Nelle parole di Maria Pia Ammirati, direttore di Rai Fiction, troviamo altri spunti di riflessione: «Ringrazio Campiotti per la delicatezza con cui è riuscito a riscrivere un biopic nella difficoltà di non essere stucchevoli e retorici. La storia della Lubich è un’agiografia, ma non nell’accezione retorica che noi diamo al termine; è la storia di una donna che ha le coloriture di una santa, però non come noi la pensiamo. I santi sono prima di tutto uomini e donne normali, e in questo c’è il bello della carnalità e c’è la straordinarietà. Questa storia è un viatico per il nuovo anno, e un inizio positivo in una situazione tenebrosa che oggi viviamo. Quello di Chiara era il disegno dell’avvicinamento, della comunità, a cominciare dalle piccole per allargarle attraverso la solidarietà, il bene comune, e l’amore, quello che, come dice il sottotitolo del film, vince su tutto».

Nel tratteggiare ancora la figura della Lubich evidenzia la sua «grande personalità, che ha anteposto il bene comune alla propria individualità. È una donna molto sfaccettata, dalle diverse coloriture. Non è solo una donna di Chiesa, che pratica in maniera manichea il cattolicesimo. Al contrario. La sua è una storia importante, molto femminile. Nel vuoto di dolore, di povertà, in cui era immerso il Paese negli anni terribili della guerra, con lei emerge la figura nuova del femminile. Con l’incredibile forza di volontà e della bontà e con un’autorevolezza unica, Chiara riesce a fare qualcosa di impossibile a quei tempi».

Il regista Giacomo Campiotti, nel rivelare quanto questa sceneggiatura sia stata la più difficile della sua carriera, ha sottolineato che «quella di Chiara non è una storia solo per il mondo cattolico o cristiano. È per tutti. Abbiamo provato a fare un film che potesse arrivare al cuore di tanti, nel rispetto e nella ricchezza delle differenze. Una donna laica, molto vicino a noi, che non ha fatto nulla di clamoroso, ma in tutta la sua vita, giorno dopo giorno, nelle piccole e grandi scelte, ha sempre seguito la via della giustizia, della carità e dell’amore, al servizio degli altri, cercando cioè ‘semplicemente’ di vivere il Vangelo».

Riguardo al rapporto di lavoro con la protagonista Cristiana Capotondi (ascolta l’intervista a cura di Aurelio Molè), ha aggiunto: «Abbiamo lavorato verso la semplicità, contro i rischi della retorica, raccontando Chiara che non pontifica mai, ma condivide con gli altri la gioia delle sue scoperte. Una giovane donna allegra, profonda ma leggera, concreta e umile. È stata una bellissima esperienza di condivisione profonda».

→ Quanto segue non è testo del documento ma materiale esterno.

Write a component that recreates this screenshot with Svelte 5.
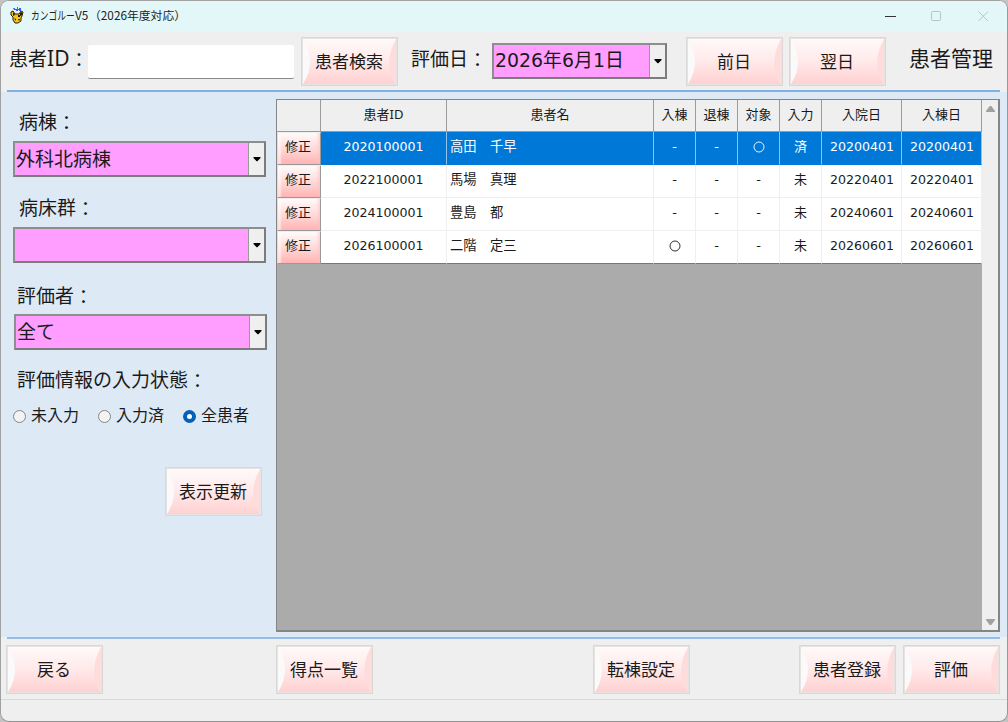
<script>
  const patients = [
    { id: '2020100001', name: '高田　千早', marks: ['-', '-', '○', '済'], admitted: '20200401', ward: '20200401' },
    { id: '2022100001', name: '馬場　真理', marks: ['-', '-', '-', '未'], admitted: '20220401', ward: '20220401' },
    { id: '2024100001', name: '豊島　都', marks: ['-', '-', '-', '未'], admitted: '20240601', ward: '20240601' },
    { id: '2026100001', name: '二階　定三', marks: ['○', '-', '-', '未'], admitted: '20260601', ward: '20260601' }
  ];
  const heads = ['患者名', '入棟', '退棟', '対象', '入力', '入院日', '入棟日'];
  const states = ['未入力', '入力済', '全患者'];
  let status = $state('全患者');
  let selected = $state(0);
</script>

{#snippet button(label)}
  <button class="glass">
    <svg viewBox="0 0 97 49" aria-hidden="true">
      <path d="M2 2Q16 25 2 47Z" fill="#fafafa" />
      <path d="M95 2Q82 25 94 47H95Z" fill="#ffdcdc" />
    </svg>
    <span>{label}</span>
  </button>
{/snippet}

{#snippet combo(value, kind)}
  <div class="combo {kind}">
    <span class="value">{value}</span>
    <span class="drop"><svg width="8" height="5" viewBox="0 0 8 5"><path d="M.5 0H7.5V1L4.4 4.3H3.6L.5 1Z" /></svg></span>
  </div>
{/snippet}

{#snippet colon()}<span class="colon">：</span>{/snippet}

<main>
  <header class="titlebar">
    <svg class="logo" width="14" height="17" viewBox="0 0 14 17">
      <path d="M1 5L3 4L5 7H9L11 4L13 5L12 9L11 11V14L8 16H5L3 13V10L1 8Z" fill="#f7c51e" stroke="#26200d" stroke-width="1" />
      <path d="M3 1H5V2H7V0H8V2H9V1H11V4H9V3H8V4H6V3H4Z" fill="#345dff" />
      <path d="M3 5L5 8L3 9ZM10 6L12 5V8L10 9ZM4 11L6 12V14ZM8 8H10V10H8ZM8 12H10L9 14Z" fill="#171812" />
    </svg>
    <span class="caption"><b class="kana"><b>カンゴルー</b></b><b class="ver">V5</b><b class="year">（2026年度対応）</b></span>
    <svg class="controls" width="106" height="16" viewBox="0 0 106 16">
      <path d="M1 8.5H12" stroke="#333" />
      <rect x="47.5" y="3.5" width="9" height="9" rx="1" fill="none" stroke="#b4c6c7" />
      <path d="M94.5 3.5L104 13M104 3.5L94.5 13" stroke="#b4c6c7" />
    </svg>
  </header>

  <section class="toolbar">
    <label class="pid" for="pid">患者<span class="latin">ID</span>{@render colon()}</label>
    <input id="pid" type="text" />
    {@render button('患者検索')}
    <span class="date-label">評価日{@render colon()}</span>
    {@render combo('2026年6月1日', 'date')}
    <div class="days">
      {@render button('前日')}
      {@render button('翌日')}
    </div>
    <h1>患者管理</h1>
  </section>

  <section class="body">
    <aside>
      <div class="label ward">病棟{@render colon()}</div>
      {@render combo('外科北病棟', '')}
      <div class="label beds">病床群{@render colon()}</div>
      {@render combo('', '')}
      <div class="label rater">評価者{@render colon()}</div>
      {@render combo('全て', 'shifted')}
      <div class="label state">評価情報の入力状態{@render colon()}</div>
      <div class="radios">
        {#each states as s}
          <label><input type="radio" name="state" value={s} bind:group={status} />{s}</label>
        {/each}
      </div>
      <div class="refresh">{@render button('表示更新')}</div>
    </aside>

    <div class="grid">
      <div class="rows">
        <div class="row head">
          <span></span>
          <span>患者<i class="latin">ID</i></span>
          {#each heads as h}<span>{h}</span>{/each}
        </div>
        {#each patients as p, i}
          <div class="row" class:selected={selected === i}>
            <button class="edit" onclick={() => (selected = i)}>修正</button>
            <span class="num">{p.id}</span>
            <span class="name">{p.name}</span>
            {#each p.marks as m}
              <span>{#if m === '○'}<svg width="12" height="12" viewBox="0 0 12 12" role="img" aria-label="○"><circle cx="6" cy="6" r="5" fill="none" stroke="currentColor" stroke-width=".9" /></svg>{:else}{m}{/if}</span>
            {/each}
            <span class="num date">{p.admitted}</span>
            <span class="num date">{p.ward}</span>
          </div>
        {/each}
      </div>
      <div class="scroll">
        <svg width="9" height="6" viewBox="0 0 9 6"><path d="M3.7 0H5.3L9 5V6H0V5Z" /></svg>
        <svg width="9" height="6" viewBox="0 0 9 6"><path d="M3.7 6H5.3L9 1V0H0V1Z" /></svg>
      </div>
    </div>
  </section>

  <footer>
    {@render button('戻る')}
    {@render button('得点一覧')}
    {@render button('転棟設定')}
    {@render button('患者登録')}
    {@render button('評価')}
  </footer>
  <div class="statusbar"></div>
</main>

<style>
  :global(body) { background: #c3c3c3; }
  * { box-sizing: border-box; }
  main {
    width: 1008px; height: 722px; overflow: hidden;
    display: flex; flex-direction: column;
    border: 1px solid #a0a2a2; border-right-color: #999; border-bottom-color: #929292;
    border-radius: 9px; background: #efefef; color: #1a1a1a;
    font-family: "DejaVu Sans", "Noto Sans CJK JP", sans-serif;
    font-size: 19px; line-height: 28px; white-space: nowrap;
  }
  .latin { font-family: "Noto Sans", sans-serif; font-style: normal; }
  .colon { display: inline-block; transform: translateY(1px); }
  .titlebar { flex: none; height: 31px; background: #e4f7f8; display: flex; align-items: center; padding: 0 17px 0 9px; }
  .logo { margin-top: -2px; }
  .caption { margin-left: 7px; margin-top: -3px; font: 11.8px/18px "Noto Sans CJK JP", sans-serif; display: flex; color: #222; }
  .caption b { font-weight: 400; }
  .kana { width: 44px; }
  .kana b { display: inline-block; transform: scaleX(.74); transform-origin: 0 50%; }
  .ver { width: 14px; }
  .controls { margin-left: auto; margin-top: -1px; }

  .toolbar { flex: none; height: 60px; display: flex; align-items: flex-start; margin: 0 7px 0 6px; padding-top: 5px; border-bottom: 2px solid #82b1e0; }
  .pid { width: 81px; padding-left: 2px; margin-top: 8px; }
  .pid .latin { font-size: 21px; line-height: 20px; }
  #pid { width: 206px; height: 34px; margin: 8px 7px 0 0; padding: 0 4px; border: 0; border-bottom: 1px solid #888; background: #fff; border-radius: 2px; font: inherit; outline: 0; }
  .date-label { margin: 8px 0 0 13px; width: 81px; }
  .days { display: flex; gap: 6px; margin-left: 19px; }
  h1 { margin: 7px 0 0 23px; font-weight: 400; font-size: 21px; line-height: 30px; }

  .glass {
    position: relative; flex: none; display: block; width: 97px; height: 49px; padding: 0 1px 2px 0;
    border: 1px solid #d8d8d8; outline: 1px solid #e8e3e3; outline-offset: -2px;
    background: linear-gradient(#fffafa, #ffeaea 48%, #ffd0d0);
    font: 17px/26px "Noto Sans CJK JP", sans-serif; color: #1a1a1a; white-space: nowrap;
  }
  .glass svg { position: absolute; inset: -1px; width: 97px; height: 49px; }
  .glass span { position: relative; }

  .combo { width: 253px; height: 36px; display: flex; border: 2px solid #8a8a8a; border-color: #8e8e8e #7c7c7c #7c7c7c #8e8e8e; background: #ff9eff; }
  .combo .value { flex: 1; padding-left: 1px; font-size: 19px; line-height: 32px; }
  .drop { width: 16px; background: #efefef; border-left: 1px solid #999; display: flex; align-items: center; justify-content: center; }
  .combo.date { width: 175px; margin-top: 6px; }
  .combo.date .value { font-size: 18.9px; line-height: 31px; }
  .shifted { margin-left: 1px; }

  .body { flex: none; height: 545px; display: flex; background: #dde9f5; }
  aside { width: 275px; padding-left: 12px; }
  .label { line-height: 28px; }
  .ward { padding-left: 6px; margin: 16px 0 5px; }
  .beds { padding-left: 6px; margin: 17px 0 5px; }
  .rater { padding-left: 4px; margin: 19px 0 4px; }
  .state { padding-left: 4px; margin-top: 16px; }
  .radios { display: flex; margin-top: 8px; font-size: 16px; line-height: 27px; height: 26px; }
  .radios label { display: flex; width: 85px; flex: none; }
  .radios input { appearance: none; width: 13px; height: 13px; margin: 8px 5px 0 0; border: 1px solid #858585; border-radius: 50%; background: #f3f3f3; }
  .radios input:checked { border: 4px solid #0560b8; background: #fff; }
  .refresh { margin: 39px 0 0 152px; }

  .grid { width: 724px; height: 533px; margin-top: 7px; display: flex; border: 1px solid #858585; border-right-width: 2px; border-bottom-width: 2px; background: #ababab; }
  .rows { width: 705px; }
  .row { display: grid; grid-template-columns: 44px 126px 207px 42px 42px 42px 42px 80px 80px; grid-template-rows: 100%; height: 33px; background: #fff; font-size: 13px; line-height: 29px; text-align: center; }
  .row > span { border-right: 1px solid #efefef; border-bottom: 1px solid #efefef; display: flex; justify-content: center; }
  .row svg { margin-top: 9px; }
  .row.head { height: 32px; background: #efefef; }
  .row.head > span { border-color: #9b9b9b; }
  .row.selected { background: #0078d7; color: #fff; }
  .row.selected > span { border-right-color: #8fc3ec; border-bottom-color: #0078d7; }
  .row:last-child > span { border-bottom-color: #777; }
  .row > .name { justify-content: flex-start; padding-left: 3px; font-size: 13.3px; }
  .row > .num { font-size: 12.6px; }
  .row > .date { padding-left: 1px; }
  .edit { margin: 0; padding: 0 2px 5px 0; border: 1px solid #999; border-top-color: #eee; border-left-color: #ddd; background: linear-gradient(90deg, #fff8 0 2px, #fff0 4px 38px, #fbb8 42px), linear-gradient(#fffafa, #ffdada 50%, #ffb3b3); font: 13px/26px "Noto Sans CJK JP", sans-serif; color: #1a1a1a; }
  .scroll { flex: 1; background: #efefef; display: flex; flex-direction: column; justify-content: space-between; align-items: center; padding: 6px 0 5px; fill: #a0a0a0; }

  footer { flex: none; height: 62px; display: flex; padding: 6px 0 0 5px; background: linear-gradient(#93bde6, #93bde6) 6px 0 / 993px 2px no-repeat; }
  footer :global(.glass) { margin-top: 2px; }
  footer :global(.glass:nth-child(2)) { margin-left: 173px; }
  footer :global(.glass:nth-child(3)) { margin-left: 220px; }
  footer :global(.glass:nth-child(4)) { margin-left: 109px; }
  footer :global(.glass:nth-child(5)) { margin-left: 7px; }
  .statusbar { flex: 1; border-top: 1px solid #d8d8d8; }
</style>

La stessa espressione l’ha usata l’attrice Aurora Ruffino che interpreta il personaggio di Ines, una delle prime amiche di Chiara: «Si è creato tra noi attrici e regista un rapporto molto forte, profondo. Avevamo l’impressione di essere amici da anni. Ci siamo supportati tutti i giorni. Si è creato un amore speciale. Quando si incontra una personalità come quella di Chiara ci si innamora. Infatti Ines stima tantissimo Chiara, che quasi desidera essere come lei. Questa cosa la porta a sentirsi inadeguata, insicura, imperfetta. È qualcosa con cui deve fare i conti, che poi la porterà ad allontanarsi. Ma poi negli anni capirà che l’unicità, l’essere diversi, rappresenta un valore. La storia di Ines ci insegna che ci si può voler bene prendendo delle strade diverse rispetto a quelle che magari gli altri intraprendono».

E continua: «Ines si oppone con forza alla propria famiglia (il padre è un gerarca fascista, ndr), perché sente che essa non è nel giusto. Scappa per andare a vivere con Chiara e le sue amiche, per aiutare le persone bisognose. Di Chiara mi ha colpito che, pur vivendo nell’incertezze del domani, aveva la assoluta certezza che le cose sarebbero andate bene, perché Dio avrebbe trovato la strada per lei».

Alla conferenza stampa è intervenuto anche Maurizio Fugatti, presidente della Provincia di Trento: «Chiara è nata a Trento, ma ha avuto esperienze come insegnante anche nelle valli del nostro territorio. Siamo orgogliosi di averla avuta come cittadina e contenti per questo progetto che abbiamo sostenuto tramite la nostra Film Commission e la Fondazione, e che farà conoscere, grazie al film, la vera essenza di questa donna carismatica».